Ahead of Parliament's monsoon session beginning from Monday, September 14, there has been a demand to fill up both the posts of Deputy Chairman of the Rajya Sabha and the Deputy Speaker of the Lok Sabha.

While the post of Deputy Speaker of the Lok Sabha has not been filled up ever since the constitution of the present Lok Sabha, the post of Deputy Chairman of the Rajya Sabha has been lying vacant when the Rajya Sabha tenure of Harivansh, who held the position earlier, ended in April this year.

Harivansh has been re-elected to the Rajya Sabha and his nomination for the post of Deputy Chairman has been filed.

Even if the Vice-President is the ex-officio chairman of the Rajya Sabha and there is the position of Lok Sabha Speaker, the need and rationale for their deputies can hardly be over emphasised.

These two posts are not ceremonial, rather substantive, which are stipulated in the Constitution itself.

Article 91 of the Constitution provides that while the office of Chairman is vacant, or during any period when the Vice-President is acting, or discharging the functions of President, the duties of the office shall be performed by the Deputy Chairman, or if the office of Deputy Chairman is also vacant, by such member of the Council of State as the President may appoint for the purpose.

It further mentions that during the absence of the Chairman from any sitting of the House, the Deputy Chairman, or, if no such person, as may be determined by the Council shall act as Chairman.

Similar Constitutional provisions are there in respect to the position of the Deputy Speaker of the Lok Sabha.

Presiding over the House, when Parliament is in session, itself is not only time consuming, but also taxing and stressful at times.

It may not always be possible on part of either the Chairman or the Speaker to preside over the sittings.

In such situations, the Deputy Chairman or Deputy Speaker discharge and relieve the responsibility of the Chairman or the Speaker as the case may be.

Besides presiding over the sittings, both the Presiding Officers are entrusted with other responsibilities such as nominating members from different political parties for the Parliamentary Committees, and also nominating their chairman, chairing the Business Advisory Committee and the all-party meetings.

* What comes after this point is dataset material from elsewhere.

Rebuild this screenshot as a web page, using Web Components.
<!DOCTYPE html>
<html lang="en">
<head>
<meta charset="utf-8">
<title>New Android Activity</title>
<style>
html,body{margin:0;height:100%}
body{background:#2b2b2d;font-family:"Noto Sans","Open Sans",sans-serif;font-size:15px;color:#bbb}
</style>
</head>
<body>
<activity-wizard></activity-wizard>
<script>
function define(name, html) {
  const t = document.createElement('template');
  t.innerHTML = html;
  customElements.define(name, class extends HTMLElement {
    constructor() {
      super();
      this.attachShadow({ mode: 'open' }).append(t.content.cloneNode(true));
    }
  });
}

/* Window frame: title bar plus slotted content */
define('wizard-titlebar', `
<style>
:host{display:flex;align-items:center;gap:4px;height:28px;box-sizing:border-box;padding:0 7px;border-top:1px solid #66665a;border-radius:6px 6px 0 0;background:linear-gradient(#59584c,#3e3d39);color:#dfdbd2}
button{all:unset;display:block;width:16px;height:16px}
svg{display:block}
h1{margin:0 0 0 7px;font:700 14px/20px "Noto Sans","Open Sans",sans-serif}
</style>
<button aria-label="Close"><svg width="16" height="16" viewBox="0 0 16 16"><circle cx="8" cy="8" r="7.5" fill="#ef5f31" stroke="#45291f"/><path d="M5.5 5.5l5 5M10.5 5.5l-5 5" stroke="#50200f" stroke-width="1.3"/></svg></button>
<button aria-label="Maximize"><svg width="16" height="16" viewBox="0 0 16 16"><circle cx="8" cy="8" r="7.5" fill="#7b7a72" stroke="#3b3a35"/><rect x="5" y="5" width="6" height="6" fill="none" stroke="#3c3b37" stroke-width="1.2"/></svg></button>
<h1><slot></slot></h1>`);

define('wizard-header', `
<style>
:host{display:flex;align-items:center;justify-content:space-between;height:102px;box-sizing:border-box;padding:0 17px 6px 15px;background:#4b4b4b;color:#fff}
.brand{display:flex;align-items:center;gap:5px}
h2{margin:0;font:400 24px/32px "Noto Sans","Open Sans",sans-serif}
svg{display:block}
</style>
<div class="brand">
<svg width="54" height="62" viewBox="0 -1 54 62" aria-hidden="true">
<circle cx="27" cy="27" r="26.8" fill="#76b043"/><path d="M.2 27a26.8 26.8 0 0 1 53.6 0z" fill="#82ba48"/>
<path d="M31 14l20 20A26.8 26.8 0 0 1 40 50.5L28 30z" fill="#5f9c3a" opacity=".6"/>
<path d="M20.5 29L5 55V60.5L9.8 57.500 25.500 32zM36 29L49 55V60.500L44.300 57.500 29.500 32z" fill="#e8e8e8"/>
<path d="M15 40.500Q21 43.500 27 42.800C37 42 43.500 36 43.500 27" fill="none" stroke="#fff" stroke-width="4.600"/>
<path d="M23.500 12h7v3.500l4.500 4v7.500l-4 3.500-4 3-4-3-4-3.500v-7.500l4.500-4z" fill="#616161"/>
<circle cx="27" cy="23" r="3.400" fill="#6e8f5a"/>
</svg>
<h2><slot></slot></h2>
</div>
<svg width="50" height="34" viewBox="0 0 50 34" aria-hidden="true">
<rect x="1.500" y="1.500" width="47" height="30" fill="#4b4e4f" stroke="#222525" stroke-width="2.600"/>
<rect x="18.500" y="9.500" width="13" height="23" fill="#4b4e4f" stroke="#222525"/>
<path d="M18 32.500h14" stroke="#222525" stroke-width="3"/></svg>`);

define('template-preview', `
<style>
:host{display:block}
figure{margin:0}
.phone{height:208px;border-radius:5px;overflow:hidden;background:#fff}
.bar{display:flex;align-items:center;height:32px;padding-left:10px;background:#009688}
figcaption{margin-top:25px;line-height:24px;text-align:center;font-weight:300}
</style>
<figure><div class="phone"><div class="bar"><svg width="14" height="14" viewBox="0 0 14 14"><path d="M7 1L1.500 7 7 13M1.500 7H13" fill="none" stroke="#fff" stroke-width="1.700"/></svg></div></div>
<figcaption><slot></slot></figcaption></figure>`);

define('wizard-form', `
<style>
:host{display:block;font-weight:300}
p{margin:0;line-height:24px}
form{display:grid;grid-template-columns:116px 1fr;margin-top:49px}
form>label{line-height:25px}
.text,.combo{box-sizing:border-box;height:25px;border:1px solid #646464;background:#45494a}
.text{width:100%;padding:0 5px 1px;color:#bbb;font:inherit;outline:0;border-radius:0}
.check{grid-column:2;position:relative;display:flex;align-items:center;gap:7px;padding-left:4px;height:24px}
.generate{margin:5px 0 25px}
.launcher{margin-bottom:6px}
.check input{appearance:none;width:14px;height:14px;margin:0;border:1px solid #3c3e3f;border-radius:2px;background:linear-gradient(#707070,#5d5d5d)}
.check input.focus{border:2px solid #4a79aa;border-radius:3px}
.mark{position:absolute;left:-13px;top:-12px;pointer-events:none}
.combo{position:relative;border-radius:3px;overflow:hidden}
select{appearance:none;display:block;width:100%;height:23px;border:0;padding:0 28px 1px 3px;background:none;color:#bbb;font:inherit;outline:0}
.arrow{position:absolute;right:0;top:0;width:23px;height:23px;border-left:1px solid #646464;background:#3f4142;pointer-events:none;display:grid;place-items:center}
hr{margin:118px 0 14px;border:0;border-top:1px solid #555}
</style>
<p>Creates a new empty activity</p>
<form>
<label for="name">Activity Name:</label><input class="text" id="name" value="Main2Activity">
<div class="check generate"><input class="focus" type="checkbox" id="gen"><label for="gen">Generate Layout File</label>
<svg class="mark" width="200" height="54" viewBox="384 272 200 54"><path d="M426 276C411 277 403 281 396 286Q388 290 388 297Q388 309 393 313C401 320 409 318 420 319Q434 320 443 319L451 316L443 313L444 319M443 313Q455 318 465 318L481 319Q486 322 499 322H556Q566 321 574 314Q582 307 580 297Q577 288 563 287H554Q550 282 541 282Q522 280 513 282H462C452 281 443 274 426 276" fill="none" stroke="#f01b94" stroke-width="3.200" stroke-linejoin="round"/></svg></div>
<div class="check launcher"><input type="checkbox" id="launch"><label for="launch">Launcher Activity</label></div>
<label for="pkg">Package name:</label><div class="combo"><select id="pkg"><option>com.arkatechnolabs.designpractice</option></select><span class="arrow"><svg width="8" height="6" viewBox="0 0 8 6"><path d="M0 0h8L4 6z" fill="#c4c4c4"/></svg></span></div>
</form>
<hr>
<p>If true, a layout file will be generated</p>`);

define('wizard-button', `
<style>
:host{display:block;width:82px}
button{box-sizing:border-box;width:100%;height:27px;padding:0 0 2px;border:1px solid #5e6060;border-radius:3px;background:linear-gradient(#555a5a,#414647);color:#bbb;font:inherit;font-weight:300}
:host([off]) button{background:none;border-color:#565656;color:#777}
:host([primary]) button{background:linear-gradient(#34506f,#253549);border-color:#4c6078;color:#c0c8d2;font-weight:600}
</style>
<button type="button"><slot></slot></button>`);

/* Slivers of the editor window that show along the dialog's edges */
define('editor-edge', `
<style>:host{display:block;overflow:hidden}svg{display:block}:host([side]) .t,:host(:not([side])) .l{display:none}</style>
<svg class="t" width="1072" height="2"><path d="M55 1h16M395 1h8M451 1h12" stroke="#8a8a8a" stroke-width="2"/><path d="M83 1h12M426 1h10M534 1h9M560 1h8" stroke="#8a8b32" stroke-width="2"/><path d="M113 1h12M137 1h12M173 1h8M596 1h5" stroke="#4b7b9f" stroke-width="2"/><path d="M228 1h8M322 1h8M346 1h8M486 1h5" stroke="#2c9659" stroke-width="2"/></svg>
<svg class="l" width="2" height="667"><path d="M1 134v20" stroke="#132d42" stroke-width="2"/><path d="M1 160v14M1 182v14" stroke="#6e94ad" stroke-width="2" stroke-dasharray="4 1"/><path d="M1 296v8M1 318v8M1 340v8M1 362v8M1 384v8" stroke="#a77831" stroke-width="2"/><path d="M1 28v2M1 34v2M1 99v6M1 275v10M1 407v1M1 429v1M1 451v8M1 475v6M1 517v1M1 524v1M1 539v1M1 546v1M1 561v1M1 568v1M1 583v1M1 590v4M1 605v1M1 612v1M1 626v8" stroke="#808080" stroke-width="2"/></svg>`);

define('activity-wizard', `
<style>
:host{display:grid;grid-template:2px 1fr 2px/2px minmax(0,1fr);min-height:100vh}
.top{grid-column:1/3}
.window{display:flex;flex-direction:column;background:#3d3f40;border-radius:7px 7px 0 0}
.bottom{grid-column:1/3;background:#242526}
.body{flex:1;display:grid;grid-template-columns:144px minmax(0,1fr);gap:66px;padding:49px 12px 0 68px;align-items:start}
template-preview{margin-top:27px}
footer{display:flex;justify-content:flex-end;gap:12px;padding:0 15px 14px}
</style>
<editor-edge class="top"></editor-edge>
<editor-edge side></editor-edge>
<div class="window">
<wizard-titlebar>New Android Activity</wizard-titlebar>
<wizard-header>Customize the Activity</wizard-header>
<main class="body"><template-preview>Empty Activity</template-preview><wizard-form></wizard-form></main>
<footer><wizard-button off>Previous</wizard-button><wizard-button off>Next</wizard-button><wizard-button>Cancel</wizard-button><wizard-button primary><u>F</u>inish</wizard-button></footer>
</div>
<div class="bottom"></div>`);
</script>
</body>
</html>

All these positional roles entail quality time, mental energy and application of mind and as such at times they need to be relieved of routine duties which can be performed by the Deputy Chairman or Deputy Speaker in a befitting manner.

Moreover, the presiding officers of both the Houses are also the administrative heads of the two secretariats which are independent of the executive.

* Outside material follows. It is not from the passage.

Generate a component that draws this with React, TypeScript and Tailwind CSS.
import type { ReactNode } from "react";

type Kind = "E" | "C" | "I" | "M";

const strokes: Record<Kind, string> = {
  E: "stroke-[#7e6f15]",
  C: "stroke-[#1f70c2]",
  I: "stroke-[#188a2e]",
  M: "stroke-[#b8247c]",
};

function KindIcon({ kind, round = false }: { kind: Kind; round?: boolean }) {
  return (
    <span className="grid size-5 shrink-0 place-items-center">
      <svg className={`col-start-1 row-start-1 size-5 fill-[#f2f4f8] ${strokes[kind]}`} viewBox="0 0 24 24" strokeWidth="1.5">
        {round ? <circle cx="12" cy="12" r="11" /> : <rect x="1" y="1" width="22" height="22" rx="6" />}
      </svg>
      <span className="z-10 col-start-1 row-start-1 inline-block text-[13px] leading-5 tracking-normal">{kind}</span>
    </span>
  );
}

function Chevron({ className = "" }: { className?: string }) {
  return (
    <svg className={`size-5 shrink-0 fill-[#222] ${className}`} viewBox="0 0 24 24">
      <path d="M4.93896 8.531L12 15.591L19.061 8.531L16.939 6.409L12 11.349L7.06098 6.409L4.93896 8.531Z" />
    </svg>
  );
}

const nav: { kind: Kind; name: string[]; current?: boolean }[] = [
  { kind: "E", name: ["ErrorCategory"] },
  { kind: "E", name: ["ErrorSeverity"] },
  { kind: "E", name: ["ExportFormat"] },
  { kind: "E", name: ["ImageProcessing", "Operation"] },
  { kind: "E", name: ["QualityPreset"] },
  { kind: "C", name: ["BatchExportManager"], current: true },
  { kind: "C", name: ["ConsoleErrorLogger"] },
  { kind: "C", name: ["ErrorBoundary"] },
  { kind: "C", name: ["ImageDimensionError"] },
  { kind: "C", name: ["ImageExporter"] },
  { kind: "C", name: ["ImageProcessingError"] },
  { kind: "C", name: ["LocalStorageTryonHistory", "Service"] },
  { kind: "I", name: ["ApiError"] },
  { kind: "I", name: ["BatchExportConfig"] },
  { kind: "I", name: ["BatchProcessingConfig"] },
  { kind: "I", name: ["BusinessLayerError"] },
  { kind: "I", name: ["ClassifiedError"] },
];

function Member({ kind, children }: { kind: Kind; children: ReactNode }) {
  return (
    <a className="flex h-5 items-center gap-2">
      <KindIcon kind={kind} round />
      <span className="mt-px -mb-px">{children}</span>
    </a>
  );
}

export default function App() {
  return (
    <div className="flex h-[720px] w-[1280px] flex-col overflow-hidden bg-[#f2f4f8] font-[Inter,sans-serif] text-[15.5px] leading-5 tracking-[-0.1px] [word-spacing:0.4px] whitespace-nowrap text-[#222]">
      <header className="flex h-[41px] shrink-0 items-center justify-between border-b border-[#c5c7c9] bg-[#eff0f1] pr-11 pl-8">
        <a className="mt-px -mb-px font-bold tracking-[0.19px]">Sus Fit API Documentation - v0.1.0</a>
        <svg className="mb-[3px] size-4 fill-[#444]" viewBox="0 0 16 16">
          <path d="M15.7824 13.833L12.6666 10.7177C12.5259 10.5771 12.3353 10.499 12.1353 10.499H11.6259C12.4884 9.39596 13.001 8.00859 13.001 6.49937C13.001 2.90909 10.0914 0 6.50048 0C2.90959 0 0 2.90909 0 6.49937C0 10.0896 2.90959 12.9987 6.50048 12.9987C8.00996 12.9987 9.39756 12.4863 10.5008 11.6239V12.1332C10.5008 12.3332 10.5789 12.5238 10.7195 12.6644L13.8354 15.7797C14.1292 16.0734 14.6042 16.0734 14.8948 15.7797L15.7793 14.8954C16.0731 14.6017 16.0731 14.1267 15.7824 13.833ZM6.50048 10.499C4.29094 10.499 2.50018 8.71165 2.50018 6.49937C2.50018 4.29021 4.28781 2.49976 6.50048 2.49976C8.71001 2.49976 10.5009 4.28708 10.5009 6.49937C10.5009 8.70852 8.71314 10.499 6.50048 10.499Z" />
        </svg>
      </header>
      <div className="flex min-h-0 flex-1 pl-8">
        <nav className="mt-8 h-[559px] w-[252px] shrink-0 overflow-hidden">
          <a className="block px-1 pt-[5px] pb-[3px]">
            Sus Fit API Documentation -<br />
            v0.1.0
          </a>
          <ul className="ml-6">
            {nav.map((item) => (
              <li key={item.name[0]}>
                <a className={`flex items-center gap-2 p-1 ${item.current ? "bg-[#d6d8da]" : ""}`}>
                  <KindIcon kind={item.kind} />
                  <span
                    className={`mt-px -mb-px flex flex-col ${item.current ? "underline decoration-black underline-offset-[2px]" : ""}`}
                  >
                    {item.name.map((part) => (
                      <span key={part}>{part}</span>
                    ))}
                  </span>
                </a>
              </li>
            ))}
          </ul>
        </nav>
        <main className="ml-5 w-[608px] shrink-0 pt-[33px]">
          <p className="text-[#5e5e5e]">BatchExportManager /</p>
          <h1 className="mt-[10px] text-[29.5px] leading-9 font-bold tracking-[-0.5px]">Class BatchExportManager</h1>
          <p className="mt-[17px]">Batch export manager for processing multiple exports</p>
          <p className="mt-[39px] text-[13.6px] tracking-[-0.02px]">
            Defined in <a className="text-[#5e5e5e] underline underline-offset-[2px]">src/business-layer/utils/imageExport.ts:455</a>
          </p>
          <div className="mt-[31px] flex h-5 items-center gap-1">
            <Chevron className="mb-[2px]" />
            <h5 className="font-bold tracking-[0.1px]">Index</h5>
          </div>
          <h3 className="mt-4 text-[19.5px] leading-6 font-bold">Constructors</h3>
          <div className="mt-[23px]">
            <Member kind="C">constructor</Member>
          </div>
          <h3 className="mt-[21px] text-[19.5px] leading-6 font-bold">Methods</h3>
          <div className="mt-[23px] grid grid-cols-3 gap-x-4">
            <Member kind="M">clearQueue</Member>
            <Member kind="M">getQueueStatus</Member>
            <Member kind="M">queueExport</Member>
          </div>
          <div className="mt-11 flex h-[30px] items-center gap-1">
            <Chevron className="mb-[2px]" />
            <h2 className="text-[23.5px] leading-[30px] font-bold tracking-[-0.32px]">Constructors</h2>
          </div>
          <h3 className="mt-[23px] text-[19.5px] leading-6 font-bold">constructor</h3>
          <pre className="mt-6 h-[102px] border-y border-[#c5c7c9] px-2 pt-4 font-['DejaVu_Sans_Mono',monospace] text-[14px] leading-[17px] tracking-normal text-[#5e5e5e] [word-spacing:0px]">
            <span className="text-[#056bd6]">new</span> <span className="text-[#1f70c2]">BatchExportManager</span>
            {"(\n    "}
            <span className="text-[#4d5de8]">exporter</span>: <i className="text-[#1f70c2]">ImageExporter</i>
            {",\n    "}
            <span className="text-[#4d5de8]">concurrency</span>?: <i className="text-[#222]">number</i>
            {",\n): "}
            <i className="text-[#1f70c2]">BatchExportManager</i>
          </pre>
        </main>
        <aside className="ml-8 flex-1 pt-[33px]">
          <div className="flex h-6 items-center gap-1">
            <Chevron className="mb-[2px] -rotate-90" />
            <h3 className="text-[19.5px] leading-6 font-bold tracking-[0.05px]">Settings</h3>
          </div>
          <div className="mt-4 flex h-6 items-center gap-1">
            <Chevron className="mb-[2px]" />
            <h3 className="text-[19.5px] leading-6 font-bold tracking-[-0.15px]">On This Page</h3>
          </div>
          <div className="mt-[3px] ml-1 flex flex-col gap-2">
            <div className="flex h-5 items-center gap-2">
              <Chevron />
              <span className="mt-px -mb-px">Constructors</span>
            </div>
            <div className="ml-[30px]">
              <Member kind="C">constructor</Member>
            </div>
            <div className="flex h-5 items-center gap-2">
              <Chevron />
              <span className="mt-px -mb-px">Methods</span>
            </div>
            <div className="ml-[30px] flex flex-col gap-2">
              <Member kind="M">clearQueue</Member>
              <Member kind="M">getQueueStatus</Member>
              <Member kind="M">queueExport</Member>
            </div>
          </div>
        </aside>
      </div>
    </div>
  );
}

The activities of the two secretariats over the years have increased many folds which involve manpower planning, judicious and prudent financial management, transfer, postings of senior officials, meeting the grievances of the officials and staff.

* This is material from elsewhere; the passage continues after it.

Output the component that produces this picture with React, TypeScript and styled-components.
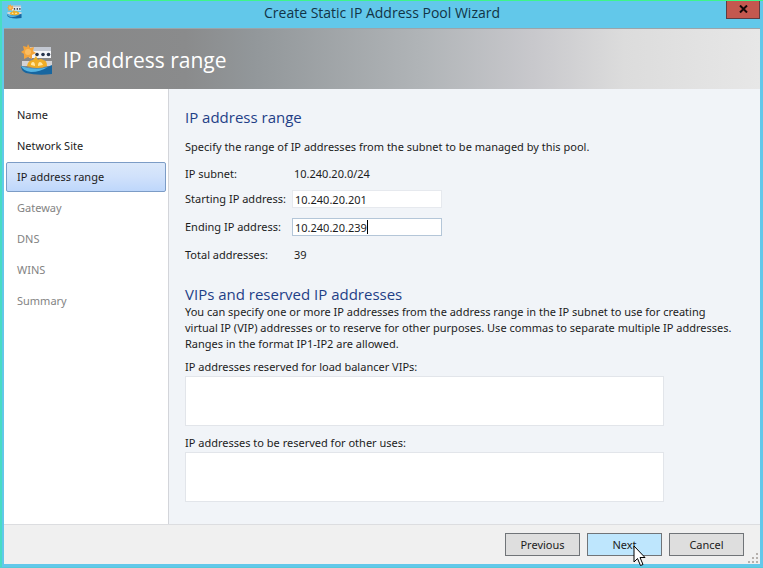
import React, { useState } from "react";
import styled, { createGlobalStyle } from "styled-components";

const GlobalStyle = createGlobalStyle`
  *, *::before, *::after { box-sizing: border-box; }
  html, body, #root { height: 100%; margin: 0; }
  body {
    font-family: "Noto Sans", "Open Sans", sans-serif;
    font-size: 11px;
    line-height: 16px;
    color: #1c1c1c;
    background: #5fc9ea;
  }
  button, input, textarea { font: inherit; color: inherit; }
`;

const Window = styled.div`
  display: flex;
  flex-direction: column;
  min-height: 100vh;
  padding: 0 3px 3px 4px;
  background: #62c8ea;
  border-top: 1px solid #3ef58a;
  border-bottom: 1px solid #55cbd8;
  box-shadow: inset 2px 0 #48dcc4;
`;

const TitleBar = styled.header`
  display: grid;
  grid-template-columns: 34px 1fr 34px;
  align-items: start;
  height: 27px;
`;

const TitleIcon = styled.div`
  padding: 3px 0 0 3px;
  line-height: 0;
`;

const Title = styled.div`
  font-family: "Open Sans", sans-serif;
  font-size: 14px;
  line-height: 24px;
  text-align: center;
  color: #123446;
`;

const CloseButton = styled.button`
  display: flex;
  align-items: center;
  justify-content: center;
  height: 18px;
  padding: 0 0 2px;
  border: 1px solid #5f3c42;
  border-top: 0;
  background: #c4584f;
`;

const Client = styled.main`
  flex: 1;
  display: flex;
  flex-direction: column;
  background: #f1f4f8;
`;

const Banner = styled.div`
  display: flex;
  align-items: center;
  gap: 10px;
  height: 61px;
  padding: 2px 17px 0;
  background: linear-gradient(90deg, #868686 0%, #8a8b8c 24%, #92979a 33%, #b0b4b7 55%, #c8c8cc 70%, #dcdcdc 82%, #e7e7e7 100%);
  border-top: 1px solid #9aa5ab;
`;

const BannerTitle = styled.h1`
  margin: 0;
  font-family: "Open Sans", sans-serif;
  font-size: 21px;
  line-height: 30px;
  font-weight: 400;
  color: #fff;
`;

const Body = styled.div`
  flex: 1;
  display: grid;
  grid-template-columns: 165px 1fr;
`;

const Steps = styled.nav`
  display: flex;
  flex-direction: column;
  gap: 1px;
  padding: 11px 2px;
  background: #fff;
  border-right: 1px solid #d3d5da;
`;

const Step = styled.button<{ $state: "done" | "current" | "todo" }>`
  height: 30px;
  padding: 0 10px;
  text-align: left;
  border: 1px solid ${(p) => (p.$state === "current" ? "#7c9cc6" : "transparent")};
  border-radius: 2px;
  background: ${(p) =>
    p.$state === "current" ? "linear-gradient(#dbe8fa, #d0e1fb 50%, #bed7fb)" : "transparent"};
  color: ${(p) => (p.$state === "todo" ? "#838383" : "#1c1c1c")};
`;

const Content = styled.section`
  padding: 18px 16px 16px;
`;

const Heading = styled.h2`
  margin: 0;
  font-family: "Open Sans", sans-serif;
  font-size: 15px;
  line-height: 20px;
  font-weight: 400;
  color: #1f3f87;
`;

const Intro = styled.p`
  margin: 12px 0;
`;

const Fields = styled.div`
  display: grid;
  grid-template-columns: 107px 150px;
  grid-template-rows: 14px repeat(3, 20px);
  row-gap: 8px;
  align-items: center;
  white-space: nowrap;
  margin-bottom: 19px;
`;

const Value = styled.output`
  padding-left: 2px;
`;

const InputWrap = styled.div`
  position: relative;
  display: flex;
`;

const TextInput = styled.input<{ $active?: boolean }>`
  width: 100%;
  height: 18px;
  padding: 0 2px;
  border: 1px solid ${(p) => (p.$active ? "#b4c6d8" : "#e6e9ee")};
  background: #fff;
  caret-color: transparent;
  outline: 0;
`;

const Caret = styled.span`
  position: absolute;
  left: 75px;
  top: 2px;
  width: 1px;
  height: 14px;
  background: #000;
`;

const Description = styled.p`
  max-width: 552px;
  margin: 0;
`;

const AreaList = styled.div`
  display: flex;
  flex-direction: column;
  gap: 9px;
  margin-top: 7px;
`;

const AreaField = styled.div`
  display: flex;
  flex-direction: column;
  gap: 1px;
`;

const Area = styled.textarea`
  display: block;
  width: 100%;
  max-width: 479px;
  height: 50px;
  padding: 2px;
  border: 1px solid #e2e5ea;
  background: #fff;
  resize: none;
`;

const Footer = styled.footer`
  position: relative;
  display: flex;
  justify-content: flex-end;
  gap: 7px;
  padding: 8px 16px;
  background: #f0f0f0;
  border-top: 1px solid #dcdde0;
`;

const Button = styled.button<{ $hot?: boolean }>`
  width: 75px;
  height: 23px;
  padding: 0;
  border: 1px solid #707478;
  background: ${(p) => (p.$hot ? "#bee6fd" : "#dedede")};
`;

const Grip = styled.svg`
  position: absolute;
  right: 1px;
  bottom: 0;
`;

const Pointer = styled.svg`
  position: absolute;
  right: 114px;
  bottom: -3px;
`;

function PoolIcon({ size }: { size: number }) {
  return (
    <svg width={size} height={size} viewBox="0 0 32 32" aria-hidden="true">
      <path d="M9 3h21v5H9z" fill="#c3c8d2" />
      <path d="M8 7h22v7H8z" fill="#f4f5f8" />
      <path d="M1 17h30v5H1z" fill="#d3d3d6" />
      <path d="M0 22q16 6 31-1v9q-14 2-26-1-5-2-5-7z" fill="#1766a0" />
      <path d="M0 22q14 5 27 1-8 5-17 5-8-1-10-6z" fill="#55b4e2" />
      <circle cx="16" cy="10.500" r="1.800" fill="#26344d" />
      <circle cx="22" cy="10.500" r="1.800" fill="#26344d" />
      <circle cx="27.500" cy="10.500" r="1.800" fill="#26344d" />
      <path d="M6 22q1-6 6-6l3-4 2 4q3-2 5 0 4 0 4 6-9 4-20 0z" fill="#efad25" />
      <path d="M10 21q0-3 2-3t2 4zM17 22q0-4 2-4t3 3z" fill="#ffe6a0" />
      <path d="M7 0l2 4 4-1-1 4 3 2-4 2 0 4-4-2-4 2 0-5-3-2 3-2-1-4 4 1z" fill="#f3a43c" />
      <circle cx="7" cy="8" r="3" fill="#fbbd62" />
    </svg>
  );
}

const steps: { label: string; state: "done" | "current" | "todo" }[] = [
  { label: "Name", state: "done" },
  { label: "Network Site", state: "done" },
  { label: "IP address range", state: "current" },
  { label: "Gateway", state: "todo" },
  { label: "DNS", state: "todo" },
  { label: "WINS", state: "todo" },
  { label: "Summary", state: "todo" },
];

export default function App() {
  const [start, setStart] = useState("10.240.20.201");
  const [end, setEnd] = useState("10.240.20.239");

  return (
    <>
      <GlobalStyle />
      <Window>
        <TitleBar>
          <TitleIcon>
            <PoolIcon size={15} />
          </TitleIcon>
          <Title>Create Static IP Address Pool Wizard</Title>
          <CloseButton aria-label="Close">
            <svg width="9" height="8" viewBox="0 0 9 8" aria-hidden="true">
              <path d="M1 0.5L8 7.5M8 0.5L1 7.5" stroke="#150808" strokeWidth="2" />
            </svg>
          </CloseButton>
        </TitleBar>
        <Client>
          <Banner>
            <PoolIcon size={32} />
            <BannerTitle>IP address range</BannerTitle>
          </Banner>
          <Body>
            <Steps aria-label="Wizard steps">
              {steps.map((s) => (
                <Step key={s.label} $state={s.state} aria-current={s.state === "current" ? "step" : undefined}>
                  {s.label}
                </Step>
              ))}
            </Steps>
            <Content>
              <Heading>IP address range</Heading>
              <Intro>Specify the range of IP addresses from the subnet to be managed by this pool.</Intro>
              <Fields>
                <span>IP subnet:</span>
                <Value>10.240.20.0/24</Value>
                <label htmlFor="start">Starting IP address:</label>
                <InputWrap>
                  <TextInput id="start" value={start} onChange={(e) => setStart(e.target.value)} />
                </InputWrap>
                <label htmlFor="end">Ending IP address:</label>
                <InputWrap>
                  <TextInput id="end" $active value={end} onChange={(e) => setEnd(e.target.value)} />
                  <Caret />
                </InputWrap>
                <span>Total addresses:</span>
                <Value>39</Value>
              </Fields>
              <Heading>VIPs and reserved IP addresses</Heading>
              <Description>
                You can specify one or more IP addresses from the address range in the IP subnet to use for creating
                virtual IP (VIP) addresses or to reserve for other purposes. Use commas to separate multiple IP
                addresses. Ranges in the format IP1-IP2 are allowed.
              </Description>
              <AreaList>
                <AreaField>
                  <label htmlFor="vips">IP addresses reserved for load balancer VIPs:</label>
                  <Area id="vips" />
                </AreaField>
                <AreaField>
                  <label htmlFor="other">IP addresses to be reserved for other uses:</label>
                  <Area id="other" />
                </AreaField>
              </AreaList>
            </Content>
          </Body>
          <Footer>
            <Button>Previous</Button>
            <Button $hot>Next</Button>
            <Button>Cancel</Button>
            <Grip width="12" height="12" viewBox="0 0 12 12" aria-hidden="true">
              <path d="M9 1h2v2H9zM5 5h2v2H5zM9 5h2v2H9zM1 9h2v2H1zM5 9h2v2H5zM9 9h2v2H9z" fill="#b5b0ac" />
            </Grip>
            <Pointer width="13" height="22" viewBox="0 0 13 22" aria-hidden="true">
              <path d="M1 1V17L4.500 13.500L7.500 20.500L10 19.500L7 12.500H12z" fill="#fff" stroke="#000" />
            </Pointer>
          </Footer>
        </Client>
      </Window>
    </>
  );
}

In addition to all these functions, the presiding officers of the two Houses quite often meet the ambassadors and envoys of the foreign countries who call on them to promote goodwill between parliaments and to extend invitations for the visits.

Similarly, the presiding officers lead Parliamentary delegations abroad.

All these institutional and positional responsibilities take away considerable time of the incumbent presiding officers.

There is thus a felt need to unburden part of these responsibilities by the second in command in the institutional set-up.

The election for the post of the Deputy Chairman will be held on Monday and Harivansh is likely to be declared elected as he is supported by the Bharatiya Janata Party.

As regards the Lok Sabha Deputy Speaker the government has to take a call.

It is for the first time since 1969 that the position has not been filled.

Usually, a senior member of a friendly Opposition party is offered the position as a political gesture.

Sachidanand Sinha was the first Deputy Speaker of the Central Legislative Assembly and Thambi Durai of the AIADMK was the Deputy Speaker of the 16th Lok Sabha.

The name of veteran Parliamentarian Bhartruhari Mahtab was mentioned earlier as the frontrunner for the position considering the friendly demeanour of his party, the Biju Janata Dal, towards the BJP.

As regards the Deputy Speaker's election, Article 93 of the Constitution says that the House shall choose the Speaker and Deputy Speaker, but unless the ruling party commanding majority support proposes a name, the process of selection cannot be set in motion.

The procedure for choosing the Deputy Speaker is the same is the same as for the Speaker, except that the date for the Deputy Speaker's election is fixed by the Speaker.

Rup Narayan Das, PhD, is a senior fellow at the Indian Council of Social Science Research at the Indian Institute of Public Administration, New Delhi.